2. Allen Crabbe ranked second in the league in 3-point percentage among qualified players. His 46.4 percent on catch-and-shoot 3-pointers was the third best mark among players who attempted at least 200. He shot 47.1 percent from 3-point range after the All-Star break, the best mark among players with at least 100 post-break 3-point attempts.
3. Crabbe averaged just 0.59 dribbles per touch. Among guards who played at least 20 minutes per game in 40 or more games, only Kyle Korver averaged fewer.
4. DeMarre Carroll took 26.4 percent of his shots in the first six seconds of the shot clock last season. That was the third highest rate among players with at least 300 total field goal attempts.

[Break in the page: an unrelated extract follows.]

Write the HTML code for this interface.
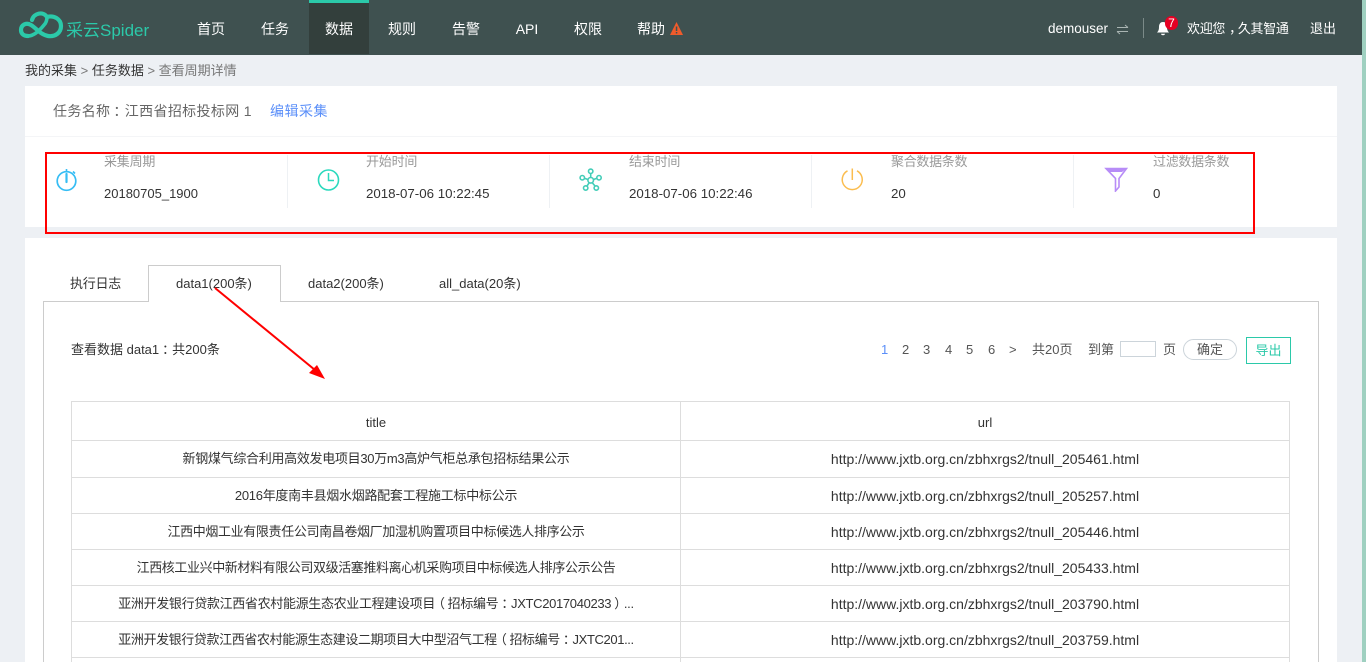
<!DOCTYPE html>
<html lang="zh"><head><meta charset="utf-8"><title>查看周期详情</title>
<style>
*{box-sizing:border-box}
html,body{margin:0;padding:0;width:1366px;height:662px;overflow:hidden;background:#edf0f4;font:13px/18px "Liberation Sans","Noto Sans CJK SC",sans-serif;color:#333}
.a{position:absolute;white-space:nowrap}
.nav{color:#fff;font-size:14px;top:20px;line-height:18px;width:60px;text-align:center}
.lb{color:#999;top:153px;letter-spacing:-.2px}
.val{color:#333;top:185px;font-size:13.300px}
.sep{position:absolute;top:155px;height:53px;width:1px;background:#eef1f4}
.pg{top:341px;color:#555}
.cell{position:absolute;text-align:center;white-space:nowrap;color:#333;line-height:18px;left:72px;width:608px}
.u{left:681px;font-size:14px}
.hl{position:absolute;left:71px;width:1219px;height:1px;background:#ddd}
.c{position:relative;left:3px}
.o{position:relative;left:-3px}
</style></head><body>
<div class="a" style="left:0;top:0;width:1366px;height:55px;background:#3f5150"></div>
<div class="a" style="left:309px;top:0;width:60px;height:54px;background:#333f3c;border-top:3px solid #2bc9a9"></div>
<svg class="a" style="left:14px;top:8px" width="54" height="36" viewBox="0 0 54 36" fill="none" stroke="#2bc9a9" stroke-linecap="round"><path d="M18 12C20 5 29 3 33 9C40 7 47 11 47 18C47 25 41 29 34 28C27 27 22 20 17 17C12 14 7 17 7 22C7 26 10 28 14 28" stroke-width="4.200"/><path d="M14 28C20 28 26 22 30 17C32 15 33 12 33 9" stroke-width="3.600"/></svg>
<div class="a" style="left:66px;top:20px;font-size:17px;line-height:22px;color:#2bc9a9">采云Spider</div>
<div class="a nav" style="left:181px">首页</div>
<div class="a nav" style="left:245px">任务</div>
<div class="a nav" style="left:309px">数据</div>
<div class="a nav" style="left:372px">规则</div>
<div class="a nav" style="left:436px">告警</div>
<div class="a nav" style="left:497px">API</div>
<div class="a nav" style="left:558px">权限</div>
<div class="a nav" style="left:621px">帮助</div>
<svg class="a" style="left:670px;top:22px" width="13" height="13" viewBox="0 0 13 13"><path d="M6.500 0L13 13H0Z" fill="#ef5b2b"/><rect x="5.800" y="4.500" width="1.500" height="4.500" fill="#3f5150"/><rect x="5.800" y="10" width="1.500" height="1.500" fill="#3f5150"/></svg>
<div class="a" style="left:1048px;top:20px;color:#fff;font-size:13.500px">demouser</div>
<svg class="a" style="left:1116px;top:24px" width="13" height="11" viewBox="0 0 13 11"><path d="M1 3.500H12M9 1L12 3.500M12 7.500H1M4 10L1 7.500" fill="none" stroke="#aab5b3" stroke-width="1"/></svg>
<div class="a" style="left:1143px;top:18px;width:1px;height:20px;background:#7b8a88"></div>
<svg class="a" style="left:1156px;top:21px" width="14" height="15" viewBox="0 0 14 15"><path d="M7 1C4 1 3 3.500 3 6C3 8.500 2.500 10 1 11.500H13C11.500 10 11 8.500 11 6C11 3.500 10 1 7 1Z" fill="#fff"/><path d="M5 12.800H9C9 14.800 5 14.800 5 12.800Z" fill="#fff"/></svg>
<div class="a" style="left:1165px;top:16px;width:13px;height:14px;border-radius:7px;background:#e60023;color:#fff;font-size:12px;line-height:14px;text-align:center">7</div>
<div class="a" style="left:1187px;top:20px;color:#fff;letter-spacing:-.3px">欢迎您<span style="position:relative;left:4px">，</span>久其智通</div>
<div class="a" style="left:1310px;top:20px;color:#fff">退出</div>
<div class="a" style="left:25px;top:62px;color:#333">我的采集 <span style="color:#777">&gt;</span> 任务数据 <span style="color:#777">&gt; 查看周期详情</span></div>
<div class="a" style="left:25px;top:86px;width:1312px;height:141px;background:#fff"></div>
<div class="a" style="left:25px;top:136px;width:1312px;height:1px;background:#f4f5f7"></div>
<div class="a" style="left:53px;top:102px;color:#666;font-size:14px;letter-spacing:.35px">任务名称<span class="c">：</span>江西省招标投标网 1</div>
<div class="a" style="left:270px;top:102px;color:#5b8ff9;font-size:14px;letter-spacing:.5px">编辑采集</div>
<svg class="a" style="left:55px;top:168px" width="24" height="24" viewBox="0 0 24 24" fill="none" stroke="#36bdf4"><circle cx="11.500" cy="13" r="9.300" stroke-width="1.700"/><path d="M11.500 1V4M18 3.500L20 5.500" stroke-width="1.600"/><path d="M11.500 6V14" stroke-width="2.200" stroke-linecap="round"/></svg>
<div class="a lb" style="left:104px">采集周期</div>
<div class="a val" style="left:104px;font-size:13px">20180705_1900</div>
<div class="sep" style="left:287px"></div>
<svg class="a" style="left:316px;top:168px" width="24" height="24" viewBox="0 0 24 24"><circle cx="12.500" cy="12" r="10" fill="none" stroke="#2bd9bd" stroke-width="1.600"/><path d="M12.500 5V12.500H18" fill="none" stroke="#2bd9bd" stroke-width="1.500"/></svg>
<div class="a lb" style="left:366px">开始时间</div>
<div class="a val" style="left:366px">2018-07-06 10:22:45</div>
<div class="sep" style="left:549px"></div>
<svg class="a" style="left:579px;top:168px" width="24" height="24" viewBox="0 0 24 24" fill="none" stroke="#44cdb8" stroke-width="1.600"><circle cx="11.700" cy="12.300" r="2.800"/><circle cx="11.700" cy="3.300" r="2.200"/><circle cx="3.300" cy="9.700" r="2.200"/><circle cx="20" cy="9.700" r="2.200"/><circle cx="6.700" cy="20" r="2.200"/><circle cx="17.300" cy="20" r="2.200"/><path d="M11.700 5.500V9.500M5.400 10.300L9 11.500M17.900 10.300L14.400 11.500M8 18L10.200 14.700M16 18L13.300 14.700"/></svg>
<div class="a lb" style="left:629px">结束时间</div>
<div class="a val" style="left:629px">2018-07-06 10:22:46</div>
<div class="sep" style="left:811px"></div>
<svg class="a" style="left:840px;top:168px" width="24" height="24" viewBox="0 0 24 24" fill="none" stroke="#fbbd4f" stroke-width="1.500"><path d="M7.500 2.800A10 10 0 1 0 17 2.800"/><path d="M12.300 0.500V12"/></svg>
<div class="a lb" style="left:891px;letter-spacing:-.3px">聚合数据条数</div>
<div class="a val" style="left:891px">20</div>
<div class="sep" style="left:1073px"></div>
<svg class="a" style="left:1104px;top:167px" width="25" height="25" viewBox="0 0 25 25"><path d="M2 1.500H22.500L15 11.500V20L11.500 24V11.500Z" fill="none" stroke="#b78cf7" stroke-width="1.600"/><path d="M2 1.500H22.500L18 5H6Z" fill="#b78cf7"/></svg>
<div class="a lb" style="left:1153px;letter-spacing:-.3px">过滤数据条数</div>
<div class="a val" style="left:1153px">0</div>
<div class="a" style="left:25px;top:238px;width:1312px;height:424px;background:#fff"></div>
<div class="a" style="left:43px;top:301px;width:1276px;height:361px;border:1px solid #ccc;border-bottom:0"></div>
<div class="a" style="left:148px;top:265px;width:133px;height:37px;background:#fff;border:1px solid #ccc;border-bottom:0"></div>
<div class="a" style="left:70px;top:275px;letter-spacing:-.25px">执行日志</div>
<div class="a" style="left:176px;top:275px">data1(200条)</div>
<div class="a" style="left:308px;top:275px">data2(200条)</div>
<div class="a" style="left:439px;top:275px">all_data(20条)</div>
<div class="a" style="left:71px;top:341px">查看数据 data1<span class="c">：</span>共200条</div>
<div class="a pg" style="left:881px;color:#5b8ff9">1</div>
<div class="a pg" style="left:902px">2</div>
<div class="a pg" style="left:923px">3</div>
<div class="a pg" style="left:945px">4</div>
<div class="a pg" style="left:966px">5</div>
<div class="a pg" style="left:988px">6</div>
<div class="a pg" style="left:1009px">&gt;</div>
<div class="a pg" style="left:1032px">共20页</div>
<div class="a pg" style="left:1088px">到第</div>
<div class="a" style="left:1120px;top:341px;width:36px;height:16px;border:1px solid #ccd4da"></div>
<div class="a pg" style="left:1163px">页</div>
<div class="a" style="left:1183px;top:339px;width:54px;height:21px;border:1px solid #ccd4da;border-radius:11px;text-align:center;line-height:20px;color:#555">确定</div>
<div class="a" style="left:1246px;top:337px;width:45px;height:27px;border:1px solid #2bc9a9;text-align:center;line-height:26px;color:#2bc9a9">导出</div>
<div class="a" style="left:71px;top:401px;width:1219px;height:261px;border:1px solid #ddd;border-bottom:0"></div>
<div class="a" style="left:680px;top:401px;width:1px;height:261px;background:#ddd"></div>
<div class="hl" style="top:440px"></div>
<div class="hl" style="top:477px"></div>
<div class="hl" style="top:513px"></div>
<div class="hl" style="top:549px"></div>
<div class="hl" style="top:585px"></div>
<div class="hl" style="top:621px"></div>
<div class="hl" style="top:657px"></div>
<div class="cell" style="top:414px">title</div>
<div class="cell u" style="top:414px;font-size:13px">url</div>
<div class="cell" style="top:450px;letter-spacing:-.3px">新钢煤气综合利用高效发电项目30万m3高炉气柜总承包招标结果公示</div>
<div class="cell u" style="top:450px">http://www.jxtb.org.cn/zbhxrgs2/tnull_205461.html</div>
<div class="cell" style="top:487px;letter-spacing:-.28px">2016年度南丰县烟水烟路配套工程施工标中标公示</div>
<div class="cell u" style="top:487px">http://www.jxtb.org.cn/zbhxrgs2/tnull_205257.html</div>
<div class="cell" style="top:523px;letter-spacing:-.36px">江西中烟工业有限责任公司南昌卷烟厂加湿机购置项目中标候选人排序公示</div>
<div class="cell u" style="top:523px">http://www.jxtb.org.cn/zbhxrgs2/tnull_205446.html</div>
<div class="cell" style="top:559px;letter-spacing:-.4px">江西核工业兴中新材料有限公司双级活塞推料离心机采购项目中标候选人排序公示公告</div>
<div class="cell u" style="top:559px">http://www.jxtb.org.cn/zbhxrgs2/tnull_205433.html</div>
<div class="cell" style="top:595px;letter-spacing:-.33px">亚洲开发银行贷款江西省农村能源生态农业工程建设项目<span class="o">（</span>招标编号<span class="c">：</span>JXTC2017040233<span class="c">）</span>...</div>
<div class="cell u" style="top:595px">http://www.jxtb.org.cn/zbhxrgs2/tnull_203790.html</div>
<div class="cell" style="top:631px;letter-spacing:-.38px">亚洲开发银行贷款江西省农村能源生态建设二期项目大中型沼气工程<span class="o">（</span>招标编号<span class="c">：</span>JXTC201...</div>
<div class="cell u" style="top:631px">http://www.jxtb.org.cn/zbhxrgs2/tnull_203759.html</div>
<div class="a" style="left:45px;top:152px;width:1210px;height:82px;border:2px solid #f00"></div>
<svg class="a" style="left:210px;top:285px" width="120" height="100" viewBox="0 0 120 100"><path d="M5 3L105 85" stroke="#f00" stroke-width="2" fill="none"/><path d="M115 94L99 88L107 80Z" fill="#f00"/></svg>
<div class="a" style="left:1362px;top:0;width:4px;height:662px;background:#9fd0c0"></div>
</body></html>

5. Rondae Hollis-Jefferson attempted 46.7 free throws per 100 shots from the field, the fifth highest free throw rate among non-centers with at least 500 field goal attempts.
6. Hollis-Jefferson (44.7 percent) and Isaiah Whitehead (44.5 percent) were two of nine players with an effective field goal percentage of less than 45 percent on at least 500 shots.
7. According to SportVU, the Nets scored 1.13 points per possession when Caris LeVert used a ball screen. That was a top-20 mark among the 144 players who used at least 250 ball screens.
8. Jeremy Lin's turnover rate (11.7 per 100 possessions used) was a career low. He recorded assists on 25.1 percent of his possessions, up from 18.9 percent in 2015-16. That was the third biggest increase among guards who played at least 750 minutes both seasons, behind only those of James Harden and Jeff Teague.
9. D’Angelo Russell scored just 0.76 points per possession on pick-and-roll ball-handler possessions, the third worst mark among 47 players who had at least 300. According to SportVU, he drove just 10.8 percent of the time after using a ball screen, the 11th lowest rate among 92 players who used at least 500. Lin had the 11th highest rate 22.6 percent).
10. Whitehead had an effective field goal percentage of just 31.6 on 171 shots after using a ball screen. That was the second worst mark (higher than only that of Brandon Ingram) among 115 players who took at least 100 shots after a ball screen last season.